Specializes in Nursing Professional Development.

Good question -- and probably one with no "1 right answer" for everybody. How bad would your grades get if you double majored? Lowering your GPA by a tenth or two isn't such a big deal.

What exactly would the "with honors" entail? Would it require a special project that might be something that gets you a great job? Sometimes those special projects (and not the honors designation) are what gives students an edge over their fellow new grads for a job.

Your best option in my opinion? Graduate with honors, but take as many courses towards the double major as you reasonably can. Then, after you graduate and have a job ... complete the 2nd major one course at a time if it is subject that will support your long-term career goals. If it doesn't support your long term goals, don't bother.

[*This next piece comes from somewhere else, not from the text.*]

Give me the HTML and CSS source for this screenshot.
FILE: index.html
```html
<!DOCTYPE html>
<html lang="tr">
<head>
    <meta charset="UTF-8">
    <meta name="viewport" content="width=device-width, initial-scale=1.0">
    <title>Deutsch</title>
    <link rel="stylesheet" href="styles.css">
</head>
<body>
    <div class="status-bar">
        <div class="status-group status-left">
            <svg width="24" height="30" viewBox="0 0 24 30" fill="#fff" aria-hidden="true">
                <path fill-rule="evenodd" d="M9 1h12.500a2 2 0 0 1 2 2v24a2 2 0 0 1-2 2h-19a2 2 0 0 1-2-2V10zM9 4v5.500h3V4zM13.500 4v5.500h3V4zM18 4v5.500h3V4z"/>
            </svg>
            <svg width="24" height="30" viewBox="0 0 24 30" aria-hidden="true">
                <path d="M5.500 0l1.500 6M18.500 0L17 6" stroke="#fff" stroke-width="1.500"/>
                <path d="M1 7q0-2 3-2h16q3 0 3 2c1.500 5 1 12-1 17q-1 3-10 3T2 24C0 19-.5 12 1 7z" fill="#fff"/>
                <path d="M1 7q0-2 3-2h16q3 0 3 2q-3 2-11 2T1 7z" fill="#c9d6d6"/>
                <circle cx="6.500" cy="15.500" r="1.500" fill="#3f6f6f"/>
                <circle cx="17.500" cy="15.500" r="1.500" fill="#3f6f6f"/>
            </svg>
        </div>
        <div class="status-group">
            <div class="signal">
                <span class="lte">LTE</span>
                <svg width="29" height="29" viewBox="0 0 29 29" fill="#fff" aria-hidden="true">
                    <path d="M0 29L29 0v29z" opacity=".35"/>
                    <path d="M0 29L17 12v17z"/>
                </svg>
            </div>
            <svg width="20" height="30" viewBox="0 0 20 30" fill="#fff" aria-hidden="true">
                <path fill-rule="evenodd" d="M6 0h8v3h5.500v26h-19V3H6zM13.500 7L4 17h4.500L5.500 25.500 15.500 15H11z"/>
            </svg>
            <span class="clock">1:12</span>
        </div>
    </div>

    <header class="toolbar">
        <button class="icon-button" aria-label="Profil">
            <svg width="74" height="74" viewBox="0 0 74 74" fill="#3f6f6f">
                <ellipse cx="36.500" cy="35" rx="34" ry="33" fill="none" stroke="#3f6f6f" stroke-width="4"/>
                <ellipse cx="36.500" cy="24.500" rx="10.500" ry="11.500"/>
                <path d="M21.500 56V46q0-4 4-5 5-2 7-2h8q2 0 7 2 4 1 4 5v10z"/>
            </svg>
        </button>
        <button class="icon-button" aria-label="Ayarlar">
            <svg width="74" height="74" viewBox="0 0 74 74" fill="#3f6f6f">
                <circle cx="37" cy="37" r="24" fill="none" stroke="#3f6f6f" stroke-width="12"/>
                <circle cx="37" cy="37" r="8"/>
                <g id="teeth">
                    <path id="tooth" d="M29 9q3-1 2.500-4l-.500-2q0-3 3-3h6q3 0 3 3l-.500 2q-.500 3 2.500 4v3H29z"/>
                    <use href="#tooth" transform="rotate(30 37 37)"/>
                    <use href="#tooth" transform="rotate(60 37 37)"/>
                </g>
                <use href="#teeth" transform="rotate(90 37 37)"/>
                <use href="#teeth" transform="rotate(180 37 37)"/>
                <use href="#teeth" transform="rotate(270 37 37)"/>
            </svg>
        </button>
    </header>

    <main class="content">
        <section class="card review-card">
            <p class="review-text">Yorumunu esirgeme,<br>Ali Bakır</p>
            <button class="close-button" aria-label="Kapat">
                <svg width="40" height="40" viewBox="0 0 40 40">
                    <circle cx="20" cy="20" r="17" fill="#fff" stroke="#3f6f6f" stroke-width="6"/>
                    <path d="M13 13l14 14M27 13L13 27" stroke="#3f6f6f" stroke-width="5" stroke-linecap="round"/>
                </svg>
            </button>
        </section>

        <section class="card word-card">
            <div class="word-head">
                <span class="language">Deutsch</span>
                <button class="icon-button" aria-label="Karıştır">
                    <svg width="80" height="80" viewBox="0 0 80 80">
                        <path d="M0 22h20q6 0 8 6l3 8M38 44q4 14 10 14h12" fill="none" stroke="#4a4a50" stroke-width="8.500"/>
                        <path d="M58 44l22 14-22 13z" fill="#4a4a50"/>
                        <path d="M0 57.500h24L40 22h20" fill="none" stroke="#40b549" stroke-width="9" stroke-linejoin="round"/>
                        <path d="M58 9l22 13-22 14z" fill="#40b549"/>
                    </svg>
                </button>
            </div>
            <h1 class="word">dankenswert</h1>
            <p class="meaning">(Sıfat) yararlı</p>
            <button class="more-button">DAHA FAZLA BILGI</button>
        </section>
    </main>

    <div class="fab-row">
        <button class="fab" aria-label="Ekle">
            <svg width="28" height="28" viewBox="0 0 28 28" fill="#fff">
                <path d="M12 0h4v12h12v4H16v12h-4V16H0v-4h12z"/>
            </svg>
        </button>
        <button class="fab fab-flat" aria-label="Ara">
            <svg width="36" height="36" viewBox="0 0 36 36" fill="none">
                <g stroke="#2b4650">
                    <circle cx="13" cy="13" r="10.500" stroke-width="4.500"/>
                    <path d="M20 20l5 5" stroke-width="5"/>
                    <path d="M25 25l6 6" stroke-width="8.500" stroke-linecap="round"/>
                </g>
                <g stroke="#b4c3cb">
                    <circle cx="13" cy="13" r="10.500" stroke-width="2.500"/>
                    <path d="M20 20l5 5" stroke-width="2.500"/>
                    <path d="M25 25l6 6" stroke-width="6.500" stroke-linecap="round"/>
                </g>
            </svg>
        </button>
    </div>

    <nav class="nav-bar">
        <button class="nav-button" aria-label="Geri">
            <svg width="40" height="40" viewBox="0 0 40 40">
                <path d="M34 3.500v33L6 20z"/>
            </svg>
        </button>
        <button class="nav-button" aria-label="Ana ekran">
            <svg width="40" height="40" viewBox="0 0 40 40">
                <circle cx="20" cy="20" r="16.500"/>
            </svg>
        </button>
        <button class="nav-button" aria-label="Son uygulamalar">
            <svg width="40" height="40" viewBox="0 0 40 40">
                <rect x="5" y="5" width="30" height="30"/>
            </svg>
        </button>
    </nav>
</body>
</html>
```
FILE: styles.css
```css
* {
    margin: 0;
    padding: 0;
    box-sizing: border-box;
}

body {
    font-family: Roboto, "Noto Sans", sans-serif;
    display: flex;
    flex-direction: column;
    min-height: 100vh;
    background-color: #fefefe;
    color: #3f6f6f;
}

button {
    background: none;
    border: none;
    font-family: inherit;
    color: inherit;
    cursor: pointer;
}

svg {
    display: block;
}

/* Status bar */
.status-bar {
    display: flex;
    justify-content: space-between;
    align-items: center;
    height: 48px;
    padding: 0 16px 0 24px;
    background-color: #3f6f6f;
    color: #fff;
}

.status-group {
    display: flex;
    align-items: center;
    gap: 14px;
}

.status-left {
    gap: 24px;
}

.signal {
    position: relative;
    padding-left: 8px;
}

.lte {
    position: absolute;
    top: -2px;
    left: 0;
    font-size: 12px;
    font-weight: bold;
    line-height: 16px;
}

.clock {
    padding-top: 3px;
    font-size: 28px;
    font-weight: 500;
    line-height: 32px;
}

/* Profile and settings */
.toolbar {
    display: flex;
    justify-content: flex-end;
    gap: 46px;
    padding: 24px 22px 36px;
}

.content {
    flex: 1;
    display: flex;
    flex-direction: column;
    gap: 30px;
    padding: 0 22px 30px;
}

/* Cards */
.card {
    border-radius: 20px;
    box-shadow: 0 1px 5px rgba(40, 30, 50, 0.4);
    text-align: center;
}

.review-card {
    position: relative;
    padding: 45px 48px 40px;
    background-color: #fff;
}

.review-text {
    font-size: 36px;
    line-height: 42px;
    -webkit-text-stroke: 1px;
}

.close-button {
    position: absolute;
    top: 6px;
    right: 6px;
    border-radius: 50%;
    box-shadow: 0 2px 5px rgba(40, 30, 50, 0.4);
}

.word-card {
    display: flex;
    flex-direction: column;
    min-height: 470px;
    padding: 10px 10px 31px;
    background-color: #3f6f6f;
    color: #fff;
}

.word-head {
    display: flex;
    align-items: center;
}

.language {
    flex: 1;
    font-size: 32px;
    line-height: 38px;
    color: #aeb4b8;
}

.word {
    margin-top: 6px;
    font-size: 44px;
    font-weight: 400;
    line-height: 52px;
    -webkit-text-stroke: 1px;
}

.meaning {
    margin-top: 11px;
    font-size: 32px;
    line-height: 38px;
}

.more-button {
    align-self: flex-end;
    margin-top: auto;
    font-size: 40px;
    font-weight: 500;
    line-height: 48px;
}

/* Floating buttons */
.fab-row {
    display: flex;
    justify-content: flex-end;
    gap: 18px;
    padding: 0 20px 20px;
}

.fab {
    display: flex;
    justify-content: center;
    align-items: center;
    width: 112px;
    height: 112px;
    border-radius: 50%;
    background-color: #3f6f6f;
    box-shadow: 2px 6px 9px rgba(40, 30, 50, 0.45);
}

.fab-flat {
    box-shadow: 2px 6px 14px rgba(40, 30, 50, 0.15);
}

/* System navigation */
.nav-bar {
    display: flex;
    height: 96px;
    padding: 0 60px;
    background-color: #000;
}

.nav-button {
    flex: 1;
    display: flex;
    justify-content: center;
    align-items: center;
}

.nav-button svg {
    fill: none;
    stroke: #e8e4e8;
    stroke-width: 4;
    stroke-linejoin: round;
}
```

here's my thing: i only need 2 more courses for each major. i am applying for a combined bs/ms in nursing, so i would also pursue another bachelor degree (in nursing).

i may pursue honors in one of my majors, but the honors i'm referring to here are latin honors... so i would graduate "cum laude". it's a difference of .1 (3.4 vs 3.5), so not a huge deal, but a big deal in terms of latin honors.

so yea..

Specializes in ICU-Step Down, Cardiac/CHF, Telemetry, L&D.
What's better: graduate with honors (from 4yr college) or pursue a double major and not graduate with honors?

It's great to pursue a honors status but, really with nursing they could care less about what your grades are. Most jobs just want a warm body. When it comes to management positions, they are mostly going to be more interested in experience than anything else. I would say shoot for your honors status for your personal gain. Good Luck!

While one will give you the greater sense of accomplishment.

Neither one or the other will really affect your employment or graduate school prospects.